I've had GTFs & Red Eyes for several months now since they were morphs.
Suffice to say, I've never seen any of them shed their skins... & yet have read that they do shed at least once a week.

They're active, healthy & well fed.
The only thing is that I don't have heating in their vivariums...would this be a factor to them not shedding?

Cheers.


----------



## SarahScales (Jun 8, 2013)

Frogs actually ingest their skins during shedding, it is a very quick and quiet affair. I've only seen my frog shed once and it was not an attractive picture, they're probably shedding but you're just not seeing it. You're not missing out on much. 

I'm not sure where you got the 'once a week' number...


----------



## NickGeee (Jun 8, 2013)

They kinda look like they are shoving their hand into there mouths when shedding. It looks really strange but perfectly normal.


----------



## BloodRunsCold (Jun 8, 2013)

lmao awesome really didn't ever think of a frog shedding


----------



## Wild~Touch (Jun 8, 2013)




----------



## Chris1 (Jun 8, 2013)

i saw mine shed once, i didnt know they shed and suddenly he was melting!!!


----------



## Cypher69 (Jun 8, 2013)

SarahScales said:


> I'm not sure where you got the 'once a week' number...



I googled "Frog Shedding" & that was a reply someone wrote re:GTFs.


----------



## Lachie3112 (Jun 8, 2013)

Once a week may be accurate, but you never really know unless you watch them all night, when they're most active.

I've seen my GTF's shed multiple times, not the coolest sight to see, but usually I won't feed them on the same night as I've seen one shed. (You know, since they've just eaten their own skin I can't imagine them being too hungry). 

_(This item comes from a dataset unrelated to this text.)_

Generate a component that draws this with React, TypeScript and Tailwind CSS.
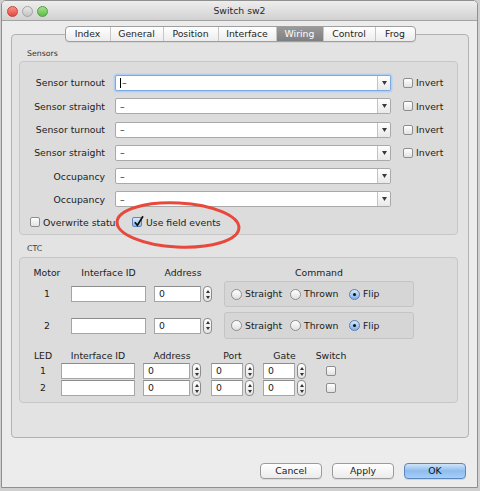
import React from "react";

const tabs: [string, string][] = [
  ["Index", "w-[44px]"],
  ["General", "w-[53px]"],
  ["Position", "w-[55px]"],
  ["Interface", "w-[58px]"],
  ["Wiring", "w-[47px]"],
  ["Control", "w-[52px]"],
  ["Frog", "w-[40px]"],
];

const sensorRows: [string, boolean][] = [
  ["Sensor turnout", true],
  ["Sensor straight", true],
  ["Sensor turnout", true],
  ["Sensor straight", true],
  ["Occupancy", false],
  ["Occupancy", false],
];

function Check({ on }: { on?: boolean }) {
  return (
    <span
      className={`relative inline-flex w-[10px] h-[10px] shrink-0 rounded-[2px] border ${
        on
          ? "border-[#5d83b8] bg-gradient-to-b from-[#dbeafc] to-[#8fbcee]"
          : "border-[#8e8e8e] bg-gradient-to-b from-white to-[#e2e2e2]"
      }`}
    >
      {on && (
        <svg className="absolute left-[0px] top-[-3px]" width="11" height="12" viewBox="0 0 11 12">
          <path d="M1.8 7.2l2.6 3L10 1.2" fill="none" stroke="#111" strokeWidth="1.7" />
        </svg>
      )}
    </span>
  );
}

function Combo({ focus }: { focus?: boolean }) {
  return (
    <div
      className={`flex h-[16px] w-[276px] bg-white rounded-[2px] border ${
        focus ? "border-[#7da8de] shadow-[0_0_0_1.5px_#b3cff1]" : "border-[#a9a9a9]"
      }`}
    >
      <div className="flex-1 flex items-center pl-[4px]">
        {focus && <span className="w-[1px] h-[10px] bg-black mr-[1px]" />}
        <span className="text-[#222]">–</span>
      </div>
      <div className="w-[13px] flex items-center justify-center border-l border-[#c3c3c3] bg-gradient-to-b from-white to-[#e9e9e9] rounded-r-[2px]">
        <svg width="5" height="4" viewBox="0 0 5 4">
          <path d="M0 0h5L2.5 4z" fill="#3a3a3a" />
        </svg>
      </div>
    </div>
  );
}

function Spin() {
  return (
    <span className="flex flex-col items-center justify-center gap-[3px] w-[9px] h-[16px] shrink-0 rounded-[4px] border border-[#8c8c8c] bg-gradient-to-b from-white to-[#e4e4e4]">
      <svg width="4" height="3" viewBox="0 0 4 3">
        <path d="M2 0L4 3H0z" fill="#333" />
      </svg>
      <svg width="4" height="3" viewBox="0 0 4 3">
        <path d="M0 0h4L2 3z" fill="#333" />
      </svg>
    </span>
  );
}

function Field({ w, value }: { w: string; value?: string }) {
  return (
    <span
      className={`flex items-center h-[16px] ${w} shrink-0 bg-white border border-[#a6a6a6] border-t-[#8c8c8c] pl-[4px]`}
    >
      {value}
    </span>
  );
}

function Radio({ on, label }: { on?: boolean; label: string }) {
  return (
    <div className="flex items-center gap-[3px] w-[59px] shrink-0">
      <span
        className={`flex items-center justify-center w-[11px] h-[11px] shrink-0 rounded-full border ${
          on
            ? "border-[#5a7fb5] bg-gradient-to-b from-[#d6e8fb] to-[#7fb0ea]"
            : "border-[#8f8f8f] bg-gradient-to-b from-white to-[#e0e0e0]"
        }`}
      >
        {on && <span className="w-[3px] h-[3px] rounded-full bg-[#111]" />}
      </span>
      <span>{label}</span>
    </div>
  );
}

function Command({ h }: { h: string }) {
  return (
    <div
      className={`flex items-center ${h} w-[190px] ml-[12px] pl-[6px] rounded-[3px] border border-[#c4c4c4] bg-[#d6d6d6]`}
    >
      <Radio label="Straight" />
      <Radio label="Thrown" />
      <Radio on label="Flip" />
    </div>
  );
}

function MotorRow({ n, h }: { n: string; h: string }) {
  return (
    <div className={`flex items-center ${h}`}>
      <span className="w-[38px] text-center">{n}</span>
      <span className="ml-[5px]">
        <Field w="w-[75px]" />
      </span>
      <span className="ml-[8px] flex items-center gap-[2px]">
        <Field w="w-[47px]" value="0" />
        <Spin />
      </span>
      <Command h={h} />
    </div>
  );
}

function LedRow({ n }: { n: string }) {
  return (
    <div className="flex items-center h-[16px]">
      <span className="w-[26px] text-center">{n}</span>
      <span className="ml-[5px]">
        <Field w="w-[74px]" />
      </span>
      <span className="ml-[8px] flex items-center gap-[2px]">
        <Field w="w-[47px]" value="0" />
        <Spin />
      </span>
      <span className="ml-[10px] flex items-center gap-[2px]">
        <Field w="w-[32px]" value="0" />
        <Spin />
      </span>
      <span className="ml-[9px] flex items-center gap-[2px]">
        <Field w="w-[32px]" value="0" />
        <Spin />
      </span>
      <span className="ml-[8px] w-[34px] flex justify-center">
        <Check />
      </span>
    </div>
  );
}

export default function App() {
  return (
    <div className="relative w-[480px] h-[491px] overflow-hidden bg-[#cfcfcf] text-[9.3px] leading-none text-[#1b1b1b] font-['DejaVu_Sans',sans-serif]">
      <div className="ml-[1px] w-[477px] h-[488px] flex flex-col bg-[#ececec] border border-[#8f8f8f] rounded-t-[5px] overflow-hidden">
        {/* title bar */}
        <div className="h-[20px] shrink-0 grid grid-cols-[1fr_auto_1fr] items-center border-b border-[#a3a3a3] bg-gradient-to-b from-[#eeeeee] to-[#d1d1d1]">
          <div className="flex items-center gap-[4px] pl-[5px] pt-[1px]">
            <span className="w-[11px] h-[11px] rounded-full border border-[#c2453b] bg-gradient-to-b from-[#f7918a] to-[#e2473d]" />
            <span className="w-[11px] h-[11px] rounded-full border border-[#a4a4a4] bg-gradient-to-b from-[#e8e8e8] to-[#c4c4c4]" />
            <span className="w-[11px] h-[11px] rounded-full border border-[#4f9a43] bg-gradient-to-b from-[#a6e08f] to-[#5bbd48]" />
          </div>
          <div className="text-[#2a2a2a] pt-[1px]">Switch sw2</div>
          <div />
        </div>

        <div className="flex flex-col pt-[5px] pl-[9px] pr-[8px]">
          {/* tabs */}
          <div className="relative z-10 flex justify-center h-[16px]">
            <div className="flex rounded-[4px] border border-[#9e9e9e] bg-gradient-to-b from-white to-[#ececec] overflow-hidden shadow-[0_1px_0_rgba(0,0,0,0.06)]">
              {tabs.map(([t, w], i) => (
                <div
                  key={t}
                  className={`${w} flex items-center justify-center ${i > 0 ? "border-l border-[#c6c6c6]" : ""} ${
                    t === "Wiring"
                      ? "bg-gradient-to-b from-[#9a9a9a] to-[#7f7f7f] text-white"
                      : "text-[#1f1f1f]"
                  }`}
                >
                  {t}
                </div>
              ))}
            </div>
          </div>

          {/* tab pane */}
          <div className="-mt-[8px] h-[404px] rounded-[4px] border border-[#b3b3b3] bg-[#e3e3e3] pt-[13px] pl-[7px]">
            <div className="h-[12px] flex items-center pl-[8px] text-[7.8px] text-[#333]">Sensors</div>
            <div className="mt-[1px] w-[439px] h-[174px] rounded-[4px] border border-[#c7c7c7] bg-[#dcdcdc] pt-[13px]">
              <div className="flex flex-col gap-[7.3px]">
                {sensorRows.map(([label, inv], i) => (
                  <div key={i} className="flex items-center h-[16px]">
                    <span className="w-[85px] text-right">{label}</span>
                    <span className="ml-[10px]">
                      <Combo focus={i === 0} />
                    </span>
                    {inv && (
                      <span className="ml-[12px] flex items-center gap-[3px]">
                        <Check />
                        <span>Invert</span>
                      </span>
                    )}
                  </div>
                ))}
              </div>
              <div className="mt-[9px] h-[12px] flex items-center pl-[10px]">
                <Check />
                <span className="ml-[3px] w-[75px] overflow-hidden whitespace-nowrap">Overwrite status</span>
                <span className="ml-[14px]">
                  <Check on />
                </span>
                <span className="ml-[4px]">Use field events</span>
              </div>
            </div>

            <div className="mt-[8px] h-[12px] flex items-center pl-[8px] text-[7.8px] text-[#333]">CTC</div>
            <div className="mt-[2px] w-[439px] h-[146px] rounded-[4px] border border-[#c7c7c7] bg-[#dcdcdc] pt-[9px] pl-[8px]">
              <div className="flex items-center h-[12px]">
                <span className="w-[38px] text-center">Motor</span>
                <span className="ml-[5px] w-[75px] text-center">Interface ID</span>
                <span className="ml-[8px] w-[58px] text-center">Address</span>
                <span className="ml-[12px] w-[190px] text-center">Command</span>
              </div>
              <div className="mt-[2px]">
                <MotorRow n="1" h="h-[26px]" />
              </div>
              <div className="mt-[5px]">
                <MotorRow n="2" h="h-[27px]" />
              </div>

              <div className="pl-[2px] mt-[11px]">
                <div className="flex items-center h-[12px]">
                  <span className="w-[26px] text-center">LED</span>
                  <span className="ml-[5px] w-[74px] text-center">Interface ID</span>
                  <span className="ml-[8px] w-[58px] text-center">Address</span>
                  <span className="ml-[10px] w-[43px] text-center">Port</span>
                  <span className="ml-[9px] w-[43px] text-center">Gate</span>
                  <span className="ml-[8px] w-[34px] text-center">Switch</span>
                </div>
                <div className="mt-[1px] flex flex-col gap-[1px]">
                  <LedRow n="1" />
                  <LedRow n="2" />
                </div>
              </div>
            </div>
          </div>

          {/* buttons */}
          <div className="mt-[25px] flex justify-end gap-[10px] pr-[3px]">
            <button className="w-[62px] h-[16px] rounded-[4px] border border-[#9b9b9b] bg-gradient-to-b from-white to-[#ebebeb] text-[#1b1b1b] shadow-[0_1px_0_rgba(0,0,0,0.08)]">
              Cancel
            </button>
            <button className="w-[62px] h-[16px] rounded-[4px] border border-[#9b9b9b] bg-gradient-to-b from-white to-[#ebebeb] text-[#1b1b1b] shadow-[0_1px_0_rgba(0,0,0,0.08)]">
              Apply
            </button>
            <button className="w-[62px] h-[16px] rounded-[4px] border border-[#5a86bf] bg-gradient-to-b from-[#cfe4f9] via-[#8ebcee] to-[#a7cff6] text-[#111] shadow-[0_1px_0_rgba(0,0,0,0.1)]">
              OK
            </button>
          </div>
        </div>
      </div>

      {/* red annotation ring */}
      <svg className="absolute left-[113px] top-[199px]" width="130" height="52" viewBox="0 0 130 52">
        <ellipse
          cx="65"
          cy="26"
          rx="61"
          ry="22"
          transform="rotate(3 65 26)"
          fill="none"
          stroke="#e9493c"
          strokeWidth="3"
        />
      </svg>
    </div>
  );
}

As long as they're happy, healthy, fed and kept above 20C I'm sure they're fine.


----------



## BloodRunsCold (Jun 8, 2013)

Chris1 said:


> i saw mine shed once, i didnt know they shed and suddenly he was melting!!!



hahaha melting


----------



## SarahScales (Jun 9, 2013)

I suppose if they are growing, once a week sounds about right. However an adult GTF should only slough once every three to four weeks, any more frequently and it is an indicator of poor water quality or a fungal infection called Chytrid.


----------